▶ [Do this]:
Go through the entries and count the lines with the string "index" in them. Give only that number.

#### Data supplied

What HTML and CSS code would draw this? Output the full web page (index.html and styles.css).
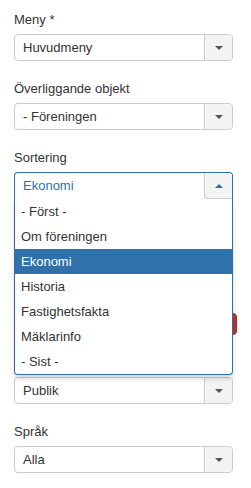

########
#### Data supplied

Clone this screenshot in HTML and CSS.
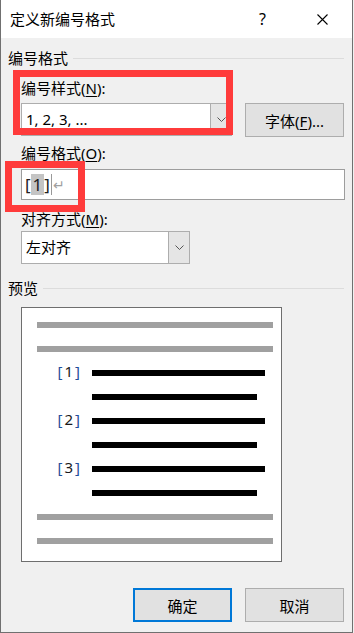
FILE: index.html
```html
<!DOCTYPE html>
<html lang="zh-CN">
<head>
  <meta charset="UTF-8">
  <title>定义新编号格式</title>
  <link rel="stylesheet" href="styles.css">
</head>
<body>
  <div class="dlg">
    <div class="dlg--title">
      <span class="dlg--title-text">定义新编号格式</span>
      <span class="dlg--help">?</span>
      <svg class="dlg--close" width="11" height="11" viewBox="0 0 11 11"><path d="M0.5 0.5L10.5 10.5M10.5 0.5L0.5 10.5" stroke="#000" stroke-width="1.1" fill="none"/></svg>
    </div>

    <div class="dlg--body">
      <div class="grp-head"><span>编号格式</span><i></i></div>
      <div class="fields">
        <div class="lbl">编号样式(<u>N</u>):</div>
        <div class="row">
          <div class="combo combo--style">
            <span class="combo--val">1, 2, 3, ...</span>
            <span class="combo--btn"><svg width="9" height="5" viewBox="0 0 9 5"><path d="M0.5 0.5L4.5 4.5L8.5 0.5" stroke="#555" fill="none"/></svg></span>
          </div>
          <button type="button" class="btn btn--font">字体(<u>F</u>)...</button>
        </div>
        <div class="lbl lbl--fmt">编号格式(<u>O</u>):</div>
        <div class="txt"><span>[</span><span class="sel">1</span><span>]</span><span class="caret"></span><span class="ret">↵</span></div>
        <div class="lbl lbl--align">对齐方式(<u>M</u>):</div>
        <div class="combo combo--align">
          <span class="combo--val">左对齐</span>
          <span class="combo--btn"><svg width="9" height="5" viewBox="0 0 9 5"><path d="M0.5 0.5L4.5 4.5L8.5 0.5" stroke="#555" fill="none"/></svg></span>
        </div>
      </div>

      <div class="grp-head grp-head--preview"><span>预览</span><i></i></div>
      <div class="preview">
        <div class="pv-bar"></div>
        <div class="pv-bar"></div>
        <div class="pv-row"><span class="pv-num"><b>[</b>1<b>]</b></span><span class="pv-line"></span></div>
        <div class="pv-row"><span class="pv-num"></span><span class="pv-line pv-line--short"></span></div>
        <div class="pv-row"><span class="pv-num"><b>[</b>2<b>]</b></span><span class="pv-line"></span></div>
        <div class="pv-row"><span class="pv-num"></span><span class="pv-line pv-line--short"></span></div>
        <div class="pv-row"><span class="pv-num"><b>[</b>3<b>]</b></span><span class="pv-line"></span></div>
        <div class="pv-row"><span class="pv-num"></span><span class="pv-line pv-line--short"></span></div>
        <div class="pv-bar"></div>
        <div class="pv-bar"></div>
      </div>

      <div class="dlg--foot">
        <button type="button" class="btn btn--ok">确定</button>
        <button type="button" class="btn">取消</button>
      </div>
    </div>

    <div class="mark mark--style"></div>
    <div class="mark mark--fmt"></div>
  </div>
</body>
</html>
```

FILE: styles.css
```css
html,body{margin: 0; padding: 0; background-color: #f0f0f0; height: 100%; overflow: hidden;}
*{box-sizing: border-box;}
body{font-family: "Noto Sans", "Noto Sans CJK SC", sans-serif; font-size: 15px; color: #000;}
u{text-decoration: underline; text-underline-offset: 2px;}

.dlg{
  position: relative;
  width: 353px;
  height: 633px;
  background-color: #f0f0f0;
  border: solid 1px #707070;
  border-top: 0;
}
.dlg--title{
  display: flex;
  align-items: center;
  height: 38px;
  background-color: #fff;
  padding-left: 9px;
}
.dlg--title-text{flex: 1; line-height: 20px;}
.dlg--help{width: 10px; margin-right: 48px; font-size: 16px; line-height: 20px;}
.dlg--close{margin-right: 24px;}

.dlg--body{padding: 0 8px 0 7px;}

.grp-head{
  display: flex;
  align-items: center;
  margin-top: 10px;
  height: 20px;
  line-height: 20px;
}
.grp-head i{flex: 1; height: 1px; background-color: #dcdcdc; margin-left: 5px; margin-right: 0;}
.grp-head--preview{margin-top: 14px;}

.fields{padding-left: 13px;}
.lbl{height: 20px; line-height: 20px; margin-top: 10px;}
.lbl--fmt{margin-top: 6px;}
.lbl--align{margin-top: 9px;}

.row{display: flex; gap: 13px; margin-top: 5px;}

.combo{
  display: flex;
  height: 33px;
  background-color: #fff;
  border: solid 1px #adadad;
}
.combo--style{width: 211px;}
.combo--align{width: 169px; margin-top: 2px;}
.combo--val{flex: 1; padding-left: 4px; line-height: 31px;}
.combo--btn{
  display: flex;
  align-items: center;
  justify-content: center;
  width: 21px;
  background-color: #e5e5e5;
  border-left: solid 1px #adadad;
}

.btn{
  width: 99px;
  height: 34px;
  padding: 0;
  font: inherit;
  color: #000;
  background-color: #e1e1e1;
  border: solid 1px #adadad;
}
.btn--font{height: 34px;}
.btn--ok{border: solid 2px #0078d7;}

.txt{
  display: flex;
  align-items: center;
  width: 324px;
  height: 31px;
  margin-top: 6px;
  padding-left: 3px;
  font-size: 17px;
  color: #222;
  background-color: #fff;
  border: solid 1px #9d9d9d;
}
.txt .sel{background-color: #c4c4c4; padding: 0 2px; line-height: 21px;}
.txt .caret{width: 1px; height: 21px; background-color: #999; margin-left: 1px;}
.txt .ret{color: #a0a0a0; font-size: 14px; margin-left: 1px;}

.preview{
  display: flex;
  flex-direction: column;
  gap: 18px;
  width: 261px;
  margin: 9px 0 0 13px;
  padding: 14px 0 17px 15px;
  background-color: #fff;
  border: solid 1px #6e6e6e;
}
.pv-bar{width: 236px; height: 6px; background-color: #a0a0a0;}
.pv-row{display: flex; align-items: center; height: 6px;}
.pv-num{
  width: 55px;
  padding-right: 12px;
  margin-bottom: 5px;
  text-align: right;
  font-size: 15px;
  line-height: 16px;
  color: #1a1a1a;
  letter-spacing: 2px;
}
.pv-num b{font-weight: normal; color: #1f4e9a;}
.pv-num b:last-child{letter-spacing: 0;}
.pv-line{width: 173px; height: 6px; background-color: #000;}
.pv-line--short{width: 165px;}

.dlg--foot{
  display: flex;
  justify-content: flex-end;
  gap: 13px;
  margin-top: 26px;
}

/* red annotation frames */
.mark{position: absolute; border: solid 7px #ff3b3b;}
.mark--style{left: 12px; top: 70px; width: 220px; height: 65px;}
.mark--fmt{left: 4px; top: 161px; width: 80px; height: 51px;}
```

########

▶ [Result below]:
2